Девятнадцатый век русской литературы исследован так, что трудно подозревать в нем существование «белых пятен». И все же «белые пятна» есть, и лежат они подчас на виду.
Вот характерный пример: натуральная школа. Это понятие прилагается ко всем крупным писателям 40-х годов: к Герцену и Тургеневу, Гончарову и Достоевскому, Некрасову и Григоровичу. А за «первым рядом» литераторов встают Даль, А. Майков, И. Панаев, Кудрявцев (Неустроев), Галахов, Бутков, – и все это натуральная школа. Если же вспомнить, что к натуральной школе Белинский относил и некоторые произведения Кукольника (Кукольник «одною стороною своего таланта примкнулся к так называемой натуральной школе…»), то картина будет выглядеть еще пестрее.

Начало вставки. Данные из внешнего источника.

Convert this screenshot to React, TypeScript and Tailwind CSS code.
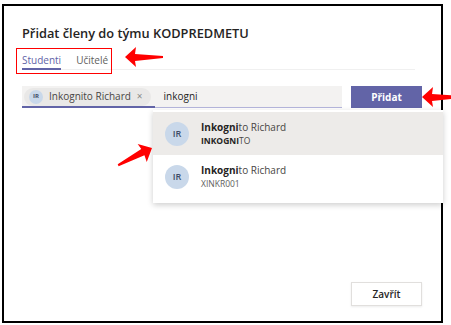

Более ста лет существует Приятие натуральная школа, переходя из одной работы в другую. Но до сих пор еще не было обобщающего исследования (я не говорю о характеристиках натуральной школы в монографиях о Гоголе, Герцене, Достоевском и т. д.), специально посвященного этому явлению. (Уже после выхода рецензируемой работы появились книги А. Цейтлина «Становление реализма в русской литературе» и В. Кулешова «Натуральная школа в русской литературе XIX века», в которых освещаются эти проблемы.) Оправдана ли формула «натуральная школа»? Если нет, то чем объяснить ее возникновение? Если да, то каково ее реальное содержание? Другими словами, что общего у столь разных писателей? На эти вопросы должна ответить книга Д. Чалого, ставящего своей целью раскрыть своеобразие «русской реалистической литературы 40-х годов», которая, «несмотря на ощутимую преемственность по отношению к передовой литературе 20 – 30-х годов, представляет собой качественно новое явление». Надо сказать, что выражения «реализм 40-х годов» и «натуральная школа» автор употребляет как синонимические, поскольку, как он отмечает, «термин «натуральная школа» у Белинского и его современников соответствовал по содержанию возникшему позже понятию «реализм».
Книга начинается с общего очерка литературы 40-х годов. Потом характеризуются главные черты этой литературы: демократизация эстетического идеала, интерес к «женской теме» и т. д. В заключение рассматриваются предпосылки натуральной школы, начиная от сатирической журналистики XVIII века и до творчества Пушкина и Лермонтова.
Как видим, автор избирает суммарный метод исследования. Реалистическая литература 40-х годов существует для него как некое целое. Одна за другой выделяются грани этого целого… Путь исследования, скажем прямо, не из легких, так как он предполагает соответствие выделенного признака всему кругу изучаемых явлений.
Некоторые черты, выделенные в исследовании, соответствуют «оригиналу», то есть литературе 40-х годов. Например, «стремление к дроблению жизни, к тщательному анализу фактов, изучению подробностей»; интерес к «толпе», к заурядным персонажам и т. д. Другие черты соответствуют меньше. А третьи совсем не соответствуют.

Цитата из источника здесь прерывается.